How about “I lost it”?

Or “the check is in the mail”?

Or maybe “my world became covered in frosting and static electricity and yarn”?

I have alot of excuses for why I haven’t updated my blog in ages. That last one happens to be true.

When you have two young kids whose birthdays are ten days apart, you combine their parties. Well, maybe you don’t, but I do. Turns out, when you combine two kids’ parties into one event, it’s like planning for two parties that are happening on the same day. Doesn’t that sound like fun?! (I’m so tired)

And when you have an Etsy shop, sometimes the orders come in faster than you can crochet them. So fast that you have to temporarily shut your shop down and stay up past midnight every night with your fingers wrapped in yarn just to get caught up. (please let me sleep)

I have no photos of the yarn flying through my fingers, because that’s just how fast it went. For something so inanimate and cottony, yarn sure is speedy.

What I do have are these:

The Boy's cupcakes. He's into pirates. Really really into pirates.

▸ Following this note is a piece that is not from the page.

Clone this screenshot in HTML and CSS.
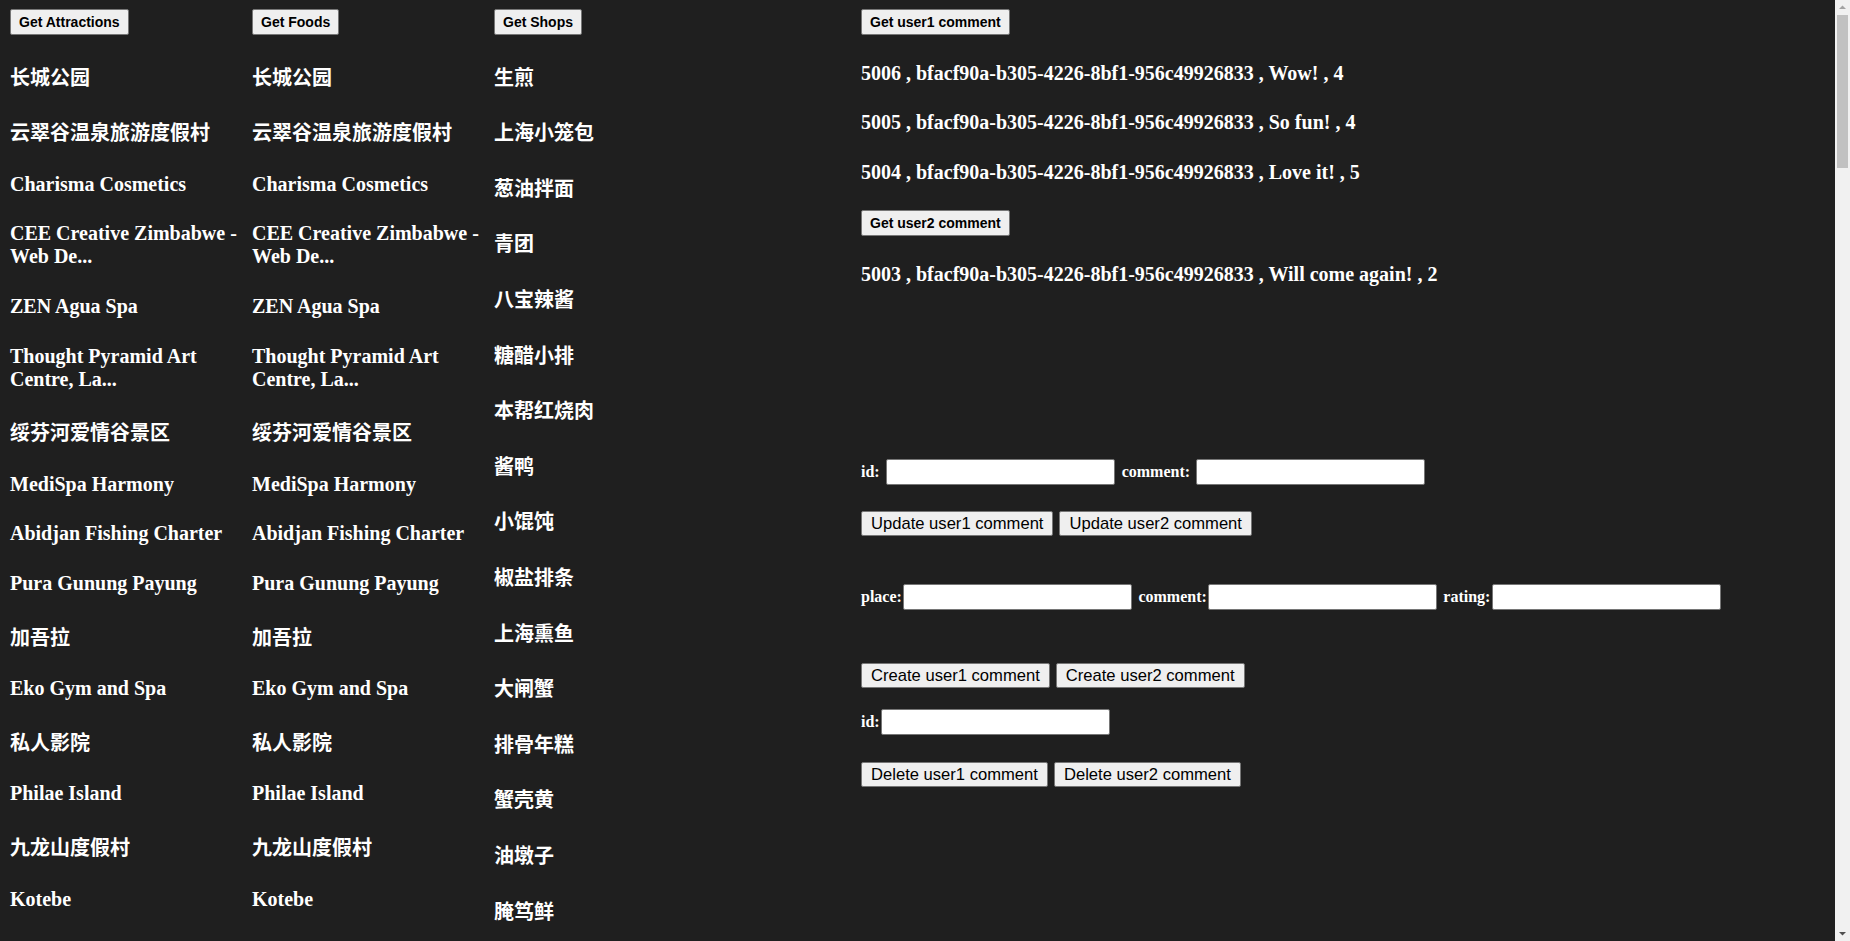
FILE: index.html
```html
<!DOCTYPE html>
<html lang="zh">
<head>
<meta charset="utf-8">
<title>Travel comments</title>
<link rel="stylesheet" href="styles.css">
</head>
<body>
<div class="page">
  <section class="column">
    <div class="bar"><button class="get-btn">Get Attractions</button></div>
    <h4 class="item">长城公园</h4>
    <h4 class="item">云翠谷温泉旅游度假村</h4>
    <h4 class="item">Charisma Cosmetics</h4>
    <h4 class="item">CEE Creative Zimbabwe - Web De...</h4>
    <h4 class="item">ZEN Agua Spa</h4>
    <h4 class="item">Thought Pyramid Art Centre, La...</h4>
    <h4 class="item">绥芬河爱情谷景区</h4>
    <h4 class="item">MediSpa Harmony</h4>
    <h4 class="item">Abidjan Fishing Charter</h4>
    <h4 class="item">Pura Gunung Payung</h4>
    <h4 class="item">加吾拉</h4>
    <h4 class="item">Eko Gym and Spa</h4>
    <h4 class="item">私人影院</h4>
    <h4 class="item">Philae Island</h4>
    <h4 class="item">九龙山度假村</h4>
    <h4 class="item">Kotebe</h4>
  </section>
  <section class="column">
    <div class="bar"><button class="get-btn">Get Foods</button></div>
    <h4 class="item">长城公园</h4>
    <h4 class="item">云翠谷温泉旅游度假村</h4>
    <h4 class="item">Charisma Cosmetics</h4>
    <h4 class="item">CEE Creative Zimbabwe - Web De...</h4>
    <h4 class="item">ZEN Agua Spa</h4>
    <h4 class="item">Thought Pyramid Art Centre, La...</h4>
    <h4 class="item">绥芬河爱情谷景区</h4>
    <h4 class="item">MediSpa Harmony</h4>
    <h4 class="item">Abidjan Fishing Charter</h4>
    <h4 class="item">Pura Gunung Payung</h4>
    <h4 class="item">加吾拉</h4>
    <h4 class="item">Eko Gym and Spa</h4>
    <h4 class="item">私人影院</h4>
    <h4 class="item">Philae Island</h4>
    <h4 class="item">九龙山度假村</h4>
    <h4 class="item">Kotebe</h4>
  </section>
  <section class="column">
    <div class="bar"><button class="get-btn">Get Shops</button></div>
    <h4 class="item">生煎</h4>
    <h4 class="item">上海小笼包</h4>
    <h4 class="item">葱油拌面</h4>
    <h4 class="item">青团</h4>
    <h4 class="item">八宝辣酱</h4>
    <h4 class="item">糖醋小排</h4>
    <h4 class="item">本帮红烧肉</h4>
    <h4 class="item">酱鸭</h4>
    <h4 class="item">小馄饨</h4>
    <h4 class="item">椒盐排条</h4>
    <h4 class="item">上海熏鱼</h4>
    <h4 class="item">大闸蟹</h4>
    <h4 class="item">排骨年糕</h4>
    <h4 class="item">蟹壳黄</h4>
    <h4 class="item">油墩子</h4>
    <h4 class="item">腌笃鲜</h4>
  </section>
  <section class="comments">
    <div class="bar"><button class="get-btn">Get user1 comment</button></div>
    <h4 class="item">5006 , bfacf90a-b305-4226-8bf1-956c49926833 , Wow! , 4</h4>
    <h4 class="item">5005 , bfacf90a-b305-4226-8bf1-956c49926833 , So fun! , 4</h4>
    <h4 class="item">5004 , bfacf90a-b305-4226-8bf1-956c49926833 , Love it! , 5</h4>
    <div class="bar"><button class="get-btn">Get user2 comment</button></div>
    <h4 class="item">5003 , bfacf90a-b305-4226-8bf1-956c49926833 , Will come again! , 2</h4>

    <div class="editor">
      <div class="field-row spaced">
        <label class="lbl">id:</label><input class="txt" type="text">
        <label class="lbl">comment:</label><input class="txt" type="text">
      </div>
      <div class="btn-row after-update-fields">
        <button class="act-btn">Update user1 comment</button>
        <button class="act-btn">Update user2 comment</button>
      </div>
      <div class="field-row tight after-update-btns">
        <label class="lbl">place:</label><input class="txt" type="text">
        <label class="lbl">comment:</label><input class="txt" type="text">
        <label class="lbl">rating:</label><input class="txt" type="text">
      </div>
      <div class="btn-row after-create-fields">
        <button class="act-btn">Create user1 comment</button>
        <button class="act-btn">Create user2 comment</button>
      </div>
      <div class="field-row tight after-create-btns">
        <label class="lbl">id:</label><input class="txt" type="text">
      </div>
      <div class="btn-row after-delete-field">
        <button class="act-btn">Delete user1 comment</button>
        <button class="act-btn">Delete user2 comment</button>
      </div>
    </div>
  </section>
</div>
<div class="scrollbar" aria-hidden="true">
  <svg class="sb-arrow" width="15" height="15" viewBox="0 0 15 15"><path d="M4 9h7L7.5 5.5z" fill="#a3a3a3"/></svg>
  <div class="sb-track"><div class="sb-thumb"></div></div>
  <svg class="sb-arrow" width="15" height="15" viewBox="0 0 15 15"><path d="M4 6h7L7.5 9.5z" fill="#505050"/></svg>
</div>
</body>
</html>
```
FILE: styles.css
```css
html, body {
  margin: 0;
  padding: 0;
  background: #1f1f1f;
}

body {
  color: #ffffff;
  font-family: "Liberation Serif", "Noto Sans CJK SC", serif;
}

.page {
  display: grid;
  grid-template-columns: 242px 242px 367px 1fr;
  align-items: start;
  padding: 9px 15px 0 10px;
  min-height: 5600px;
  box-sizing: border-box;
}

.column,
.comments {
  min-width: 0;
}

.bar {
  display: flex;
  height: 26px;
}

.get-btn {
  font-family: "Liberation Sans", Arial, sans-serif;
  font-weight: bold;
  font-size: 14px;
  line-height: 16px;
  color: #000;
  background: #efefef;
  border: 1px solid #767676;
  border-radius: 2px;
  padding: 4px 8px;
  height: 26px;
  box-sizing: border-box;
  margin: 0;
}

.item {
  font-family: "Liberation Serif", "Noto Sans CJK SC", serif;
  font-weight: bold;
  font-size: 20px;
  line-height: normal;
  margin: 26.6px 0;
  color: #ffffff;
}

.editor {
  padding-top: 146px;
}

.field-row {
  display: flex;
  align-items: center;
  height: 26px;
}

.lbl {
  font-family: "Liberation Serif", serif;
  font-weight: bold;
  font-size: 16px;
  color: #ffffff;
}

.txt {
  width: 229px;
  height: 26px;
  box-sizing: border-box;
  border: 1px solid #767676;
  border-radius: 2px;
  background: #ffffff;
  margin: 0;
  padding: 1px 2px;
  font-size: 13px;
}

.spaced .txt {
  margin-left: 6px;
  margin-right: 7px;
}

.tight .txt {
  margin-left: 1.5px;
  margin-right: 6px;
}

.btn-row {
  display: flex;
  gap: 6px;
}

.act-btn {
  font-family: "Liberation Sans", Arial, sans-serif;
  font-size: 16.6px;
  line-height: 19px;
  color: #000;
  background: #efefef;
  border: 1px solid #767676;
  border-radius: 2px;
  padding: 2px 9px;
  height: 25px;
  box-sizing: border-box;
  margin: 0;
}

.after-update-fields { margin-top: 26px; }
.after-update-btns { margin-top: 48px; }
.after-create-fields { margin-top: 53px; }
.after-create-btns { margin-top: 21px; }
.after-delete-field { margin-top: 27px; }

/* classic light page scrollbar drawn over the right edge */
.scrollbar {
  position: fixed;
  top: 0;
  right: 0;
  width: 15px;
  height: 100vh;
  background: #f1f1f1;
  display: flex;
  flex-direction: column;
}

.sb-arrow {
  display: block;
  flex: none;
}

.sb-track {
  flex: 1;
  padding: 0 2px;
}

.sb-thumb {
  height: 153px;
  background: #c1c1c1;
}
```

The leader of the pirate cupcakes is sad. A life of crime on the high seas will do that.

Yes, I decorated those cupcakes my own li’l self. Mom totally helped get the white frosting on nice and smooth. And though I enjoy the from-scratch baking, sometimes you just need a box of confetti cupcake mix and a few cans of pre-made sugary creamy frosting. And a hug. (and a nap)

It also really helps to keep things in perspective  if you have your other kid’s First Birthday cake made by a professional. Brigitte is magnificent. She made our wedding cake, and The Boy’s first birthday cake, and her creations have been not only lovely but also duh-lish-us. Now it’s The Girl’s turn.

Gorgeous! See why I showed you the cupcakes first? This is humbling.

So is this. Please don't scroll up and look upon the homely pirates again.

Clearly we hated it. Every bite we wolfed down was torture. (untrue)

The Girl was so mad at her smash-cake that she ... smashed it.

Fueled by sugar, my kids and every other wee tyke present bounced around in the inflatable behemoth of fun that now lives in my front room.

The Boy so hopped up on sugar that he vibrates. Mom of the Year!

And there it shall remain forever and ever, until it crumbles to dust. Why?

Because what it does to my kid's hair is hilarious.

And momma needs a good laugh every now and then. Plus an extra 12 hours in each day. In which she’s allowed to sleep.